Um veto e uma Medida Provisória impedem a transferência imediata dos recursos

Por Bruno Carazza

 

Bolsonaro sancionou ontem (29/06/2020) a Lei nº 14.017, também conhecida como “Lei Aldir Blanc”, que determina o repasse de R$ 3 bilhões a Estados e municípios para apoiarem o setor cultural. Um veto e uma medida provisória publicados logo em seguida, no entanto, podem fazer com que o dinheiro demore a chegar aos artistas.

Segundo a Lei nº 14.017, a União repassará R$ 3 bilhões para que Estados e municípios socorram o setor cultural, um dos mais afetados pela pandemia.
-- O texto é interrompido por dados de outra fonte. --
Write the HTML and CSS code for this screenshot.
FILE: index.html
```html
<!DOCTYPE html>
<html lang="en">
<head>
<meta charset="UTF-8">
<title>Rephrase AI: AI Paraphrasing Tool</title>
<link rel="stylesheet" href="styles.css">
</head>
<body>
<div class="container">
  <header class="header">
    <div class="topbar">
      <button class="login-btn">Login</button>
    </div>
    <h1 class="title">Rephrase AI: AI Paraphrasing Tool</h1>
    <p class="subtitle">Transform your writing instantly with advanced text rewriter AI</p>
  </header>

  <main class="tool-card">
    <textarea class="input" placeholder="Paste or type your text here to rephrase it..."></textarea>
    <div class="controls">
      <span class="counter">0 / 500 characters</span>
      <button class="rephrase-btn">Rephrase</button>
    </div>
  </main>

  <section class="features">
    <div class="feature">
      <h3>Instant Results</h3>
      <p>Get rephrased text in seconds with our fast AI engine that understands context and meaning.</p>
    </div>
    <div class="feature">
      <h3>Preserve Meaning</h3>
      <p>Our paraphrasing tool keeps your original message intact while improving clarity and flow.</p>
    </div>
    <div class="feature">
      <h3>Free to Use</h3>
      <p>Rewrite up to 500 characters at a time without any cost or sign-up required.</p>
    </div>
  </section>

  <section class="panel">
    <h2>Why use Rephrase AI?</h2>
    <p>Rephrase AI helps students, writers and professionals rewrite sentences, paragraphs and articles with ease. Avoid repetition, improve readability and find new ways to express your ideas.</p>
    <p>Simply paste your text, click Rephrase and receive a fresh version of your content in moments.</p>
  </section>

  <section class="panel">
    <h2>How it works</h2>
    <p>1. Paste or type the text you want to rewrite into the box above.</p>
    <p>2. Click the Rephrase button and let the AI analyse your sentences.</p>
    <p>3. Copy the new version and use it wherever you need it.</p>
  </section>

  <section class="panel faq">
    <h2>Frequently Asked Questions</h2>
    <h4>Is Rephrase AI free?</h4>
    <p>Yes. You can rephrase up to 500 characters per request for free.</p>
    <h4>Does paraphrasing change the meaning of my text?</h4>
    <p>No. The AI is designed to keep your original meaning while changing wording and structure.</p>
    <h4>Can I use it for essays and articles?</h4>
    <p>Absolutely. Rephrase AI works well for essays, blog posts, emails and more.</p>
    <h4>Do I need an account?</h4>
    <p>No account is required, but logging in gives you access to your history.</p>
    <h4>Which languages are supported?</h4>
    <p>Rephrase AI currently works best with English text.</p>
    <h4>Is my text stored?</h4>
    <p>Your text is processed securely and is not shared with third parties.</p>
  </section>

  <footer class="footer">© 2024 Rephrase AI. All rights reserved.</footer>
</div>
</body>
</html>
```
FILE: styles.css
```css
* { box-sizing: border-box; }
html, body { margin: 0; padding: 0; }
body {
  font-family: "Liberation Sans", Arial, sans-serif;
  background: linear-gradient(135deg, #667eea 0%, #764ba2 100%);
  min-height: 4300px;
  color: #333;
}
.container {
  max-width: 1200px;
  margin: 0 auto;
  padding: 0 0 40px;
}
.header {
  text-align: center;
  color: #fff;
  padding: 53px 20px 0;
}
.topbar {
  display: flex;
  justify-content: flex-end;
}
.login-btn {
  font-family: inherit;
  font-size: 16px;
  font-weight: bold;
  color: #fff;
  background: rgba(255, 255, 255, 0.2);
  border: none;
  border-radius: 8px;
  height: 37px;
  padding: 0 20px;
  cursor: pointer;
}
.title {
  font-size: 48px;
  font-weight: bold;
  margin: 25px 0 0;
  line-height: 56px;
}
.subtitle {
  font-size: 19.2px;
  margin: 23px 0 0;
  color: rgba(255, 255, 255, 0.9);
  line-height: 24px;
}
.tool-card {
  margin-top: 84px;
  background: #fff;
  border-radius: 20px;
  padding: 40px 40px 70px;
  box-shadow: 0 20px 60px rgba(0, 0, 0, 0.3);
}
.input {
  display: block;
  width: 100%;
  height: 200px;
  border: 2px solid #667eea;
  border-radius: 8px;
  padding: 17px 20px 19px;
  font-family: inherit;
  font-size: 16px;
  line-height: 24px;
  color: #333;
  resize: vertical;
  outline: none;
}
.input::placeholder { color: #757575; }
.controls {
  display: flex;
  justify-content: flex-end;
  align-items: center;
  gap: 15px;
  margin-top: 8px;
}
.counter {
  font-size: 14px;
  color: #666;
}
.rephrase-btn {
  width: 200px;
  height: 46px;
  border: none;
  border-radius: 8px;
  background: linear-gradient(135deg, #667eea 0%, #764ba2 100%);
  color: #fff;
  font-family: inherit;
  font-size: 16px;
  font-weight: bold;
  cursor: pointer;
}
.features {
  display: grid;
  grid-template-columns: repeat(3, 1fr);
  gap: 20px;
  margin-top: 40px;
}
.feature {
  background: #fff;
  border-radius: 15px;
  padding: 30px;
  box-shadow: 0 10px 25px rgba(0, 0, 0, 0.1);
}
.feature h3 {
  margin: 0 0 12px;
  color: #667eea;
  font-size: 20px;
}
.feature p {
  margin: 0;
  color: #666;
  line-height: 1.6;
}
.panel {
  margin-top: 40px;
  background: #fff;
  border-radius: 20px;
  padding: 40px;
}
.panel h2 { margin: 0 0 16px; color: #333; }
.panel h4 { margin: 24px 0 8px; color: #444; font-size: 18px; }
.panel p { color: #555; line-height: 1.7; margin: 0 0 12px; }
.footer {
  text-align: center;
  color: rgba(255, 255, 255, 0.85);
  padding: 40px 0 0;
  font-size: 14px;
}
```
O valor será dividido segundo a participação do ente nos Fundos de Participação e o tamanho da população.

Estados e municípios poderão aplicar o dinheiro em:

i) 3 parcelas de R$ 600 para os profissionais do setor que não receberam o auxílio emergencial;

ii) Subsídio mensal de R$ 3 mil a R$ 10 mil para espaços culturais, micro e pequenas empresas do setor e instituições culturais comunitárias; e

iii) editais, prêmios e aquisição de bens vinculados ao setor cultural para a manutenção dos espaços.

Instituições financeiras federais também poderão disponibilizar a pessoas físicas e MPEs do setor cultural linhas de crédito especiais, com pagamento parcelado em 36 meses, carência de 180 dias e taxa Selic.
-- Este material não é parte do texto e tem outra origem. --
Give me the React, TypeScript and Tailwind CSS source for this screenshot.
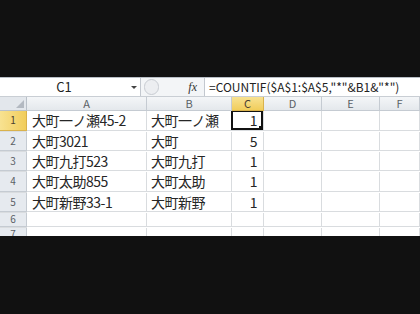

A mestra em Cultura e cantora Lia de Itamaracá, em videoconferência na Câmara dos Deputados sobre a medida de ajuda ao setor cultural. Foto: Gustavo Sales/Câmara dos Deputados
A mestra em Cultura e cantora Lia de Itamaracá, em videoconferência na Câmara dos Deputados sobre a medida de ajuda ao setor cultural. Foto: Gustavo Sales/Câmara dos Deputados

Na versão original do projeto de lei aprovada no Congresso, a União deveria descentralizar os R$ 3 bilhões no prazo de 15 dias a contar da publicação da lei. Alegando dificuldades em operacionalizar o repasse, Bolsonaro vetou esse dispositivo.

No lugar, Bolsonaro publicou ao mesmo tempo a Medida Provisória nº 986, estabelecendo que o repasse a Estados e municípios deverá ocorrer “na forma e no prazo previstos no regulamento”. E quem definirá o regulamento? O próprio Bolsonaro, na forma de decreto.
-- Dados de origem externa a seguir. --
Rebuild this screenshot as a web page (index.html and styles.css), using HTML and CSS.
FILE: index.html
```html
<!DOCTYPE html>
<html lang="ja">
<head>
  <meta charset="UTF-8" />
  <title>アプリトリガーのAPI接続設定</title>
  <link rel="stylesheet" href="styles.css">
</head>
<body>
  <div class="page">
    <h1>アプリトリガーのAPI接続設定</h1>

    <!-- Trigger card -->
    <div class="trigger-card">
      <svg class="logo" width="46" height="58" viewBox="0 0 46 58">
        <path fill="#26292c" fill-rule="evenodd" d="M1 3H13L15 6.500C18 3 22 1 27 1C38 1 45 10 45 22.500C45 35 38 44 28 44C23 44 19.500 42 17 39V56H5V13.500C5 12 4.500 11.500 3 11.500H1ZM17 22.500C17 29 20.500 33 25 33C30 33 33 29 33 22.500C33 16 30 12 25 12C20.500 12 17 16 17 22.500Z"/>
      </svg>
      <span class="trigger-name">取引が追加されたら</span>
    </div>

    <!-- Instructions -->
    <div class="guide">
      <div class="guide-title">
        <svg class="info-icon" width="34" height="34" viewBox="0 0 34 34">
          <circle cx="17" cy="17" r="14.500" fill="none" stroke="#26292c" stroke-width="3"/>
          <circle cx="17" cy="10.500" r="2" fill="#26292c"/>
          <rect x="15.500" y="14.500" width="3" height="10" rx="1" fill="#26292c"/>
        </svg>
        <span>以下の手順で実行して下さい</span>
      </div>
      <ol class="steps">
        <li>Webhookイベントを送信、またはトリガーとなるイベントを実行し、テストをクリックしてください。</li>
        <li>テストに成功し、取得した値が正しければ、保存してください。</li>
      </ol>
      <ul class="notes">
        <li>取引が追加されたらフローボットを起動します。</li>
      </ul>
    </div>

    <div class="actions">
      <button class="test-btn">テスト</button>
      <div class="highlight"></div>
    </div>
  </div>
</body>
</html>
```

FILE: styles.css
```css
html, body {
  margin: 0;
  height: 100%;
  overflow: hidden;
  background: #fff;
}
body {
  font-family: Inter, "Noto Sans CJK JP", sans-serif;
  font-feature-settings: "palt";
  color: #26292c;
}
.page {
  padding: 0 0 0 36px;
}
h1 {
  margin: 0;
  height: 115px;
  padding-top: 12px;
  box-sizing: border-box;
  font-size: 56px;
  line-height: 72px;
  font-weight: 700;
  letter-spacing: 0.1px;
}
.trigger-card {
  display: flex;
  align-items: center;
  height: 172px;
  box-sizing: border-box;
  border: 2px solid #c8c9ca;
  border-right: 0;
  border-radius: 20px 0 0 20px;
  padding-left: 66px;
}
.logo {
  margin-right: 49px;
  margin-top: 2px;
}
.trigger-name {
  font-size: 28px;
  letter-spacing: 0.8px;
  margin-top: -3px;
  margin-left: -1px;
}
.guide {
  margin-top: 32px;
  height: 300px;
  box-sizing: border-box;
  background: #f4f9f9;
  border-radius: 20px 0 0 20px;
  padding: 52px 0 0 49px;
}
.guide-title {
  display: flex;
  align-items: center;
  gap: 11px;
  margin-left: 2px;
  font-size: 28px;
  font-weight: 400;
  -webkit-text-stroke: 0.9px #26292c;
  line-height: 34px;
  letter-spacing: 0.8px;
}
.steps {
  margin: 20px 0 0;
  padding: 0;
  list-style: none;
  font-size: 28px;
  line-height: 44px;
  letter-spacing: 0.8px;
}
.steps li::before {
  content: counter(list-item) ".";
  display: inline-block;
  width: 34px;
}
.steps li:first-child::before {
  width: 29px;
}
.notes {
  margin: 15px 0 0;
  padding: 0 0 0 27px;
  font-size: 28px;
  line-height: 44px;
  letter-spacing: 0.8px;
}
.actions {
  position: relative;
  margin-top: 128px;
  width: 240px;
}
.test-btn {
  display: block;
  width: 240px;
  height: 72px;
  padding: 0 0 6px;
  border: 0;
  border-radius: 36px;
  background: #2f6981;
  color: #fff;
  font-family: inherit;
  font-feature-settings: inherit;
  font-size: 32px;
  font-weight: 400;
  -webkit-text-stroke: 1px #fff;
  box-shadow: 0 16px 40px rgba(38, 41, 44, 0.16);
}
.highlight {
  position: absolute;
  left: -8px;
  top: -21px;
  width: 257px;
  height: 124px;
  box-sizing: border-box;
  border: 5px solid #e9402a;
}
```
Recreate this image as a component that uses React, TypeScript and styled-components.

Logo, a ajuda ao setor cultural, que ainda dependeria de regras locais para ser concretizada, continuará suspensa até Bolsonaro editar o decreto estabelecendo o prazo de descentralização dos recursos.

Por fim, não posso deixar de fazer duas observações:

1) O Congresso está propondo, e o Executivo tem acatado, transferências bilionárias de recursos com poucas medidas de prevenção a fraudes, como temos visto diariamente na imprensa em relação ao auxílio emergencial. No caso da ajuda ao setor cultural isso novamente está presente, e é alto o risco de ocorrência de desvios de recursos quando o dinheiro chegar aos Estados e municípios.

2) Lembra daquele ditado “farinha pouca, meu pirão primeiro”? Essa tem sido a lógica do combate aos efeitos da pandemia no Congresso Nacional. Setores específicos têm pressionado parlamentares para obter ajuda, e a distribuição de recursos bilionários tem sido sendo feita sem a definição de prioridades e nenhum estudo de impacto. Os mais organizados conseguem seu quinhão, mas a conta é dividida por toda sociedade.

A íntegra da Lei nº 14.017/2020 pode ser obtida aqui: planalto.gov.br/ccivil_03/_Ato.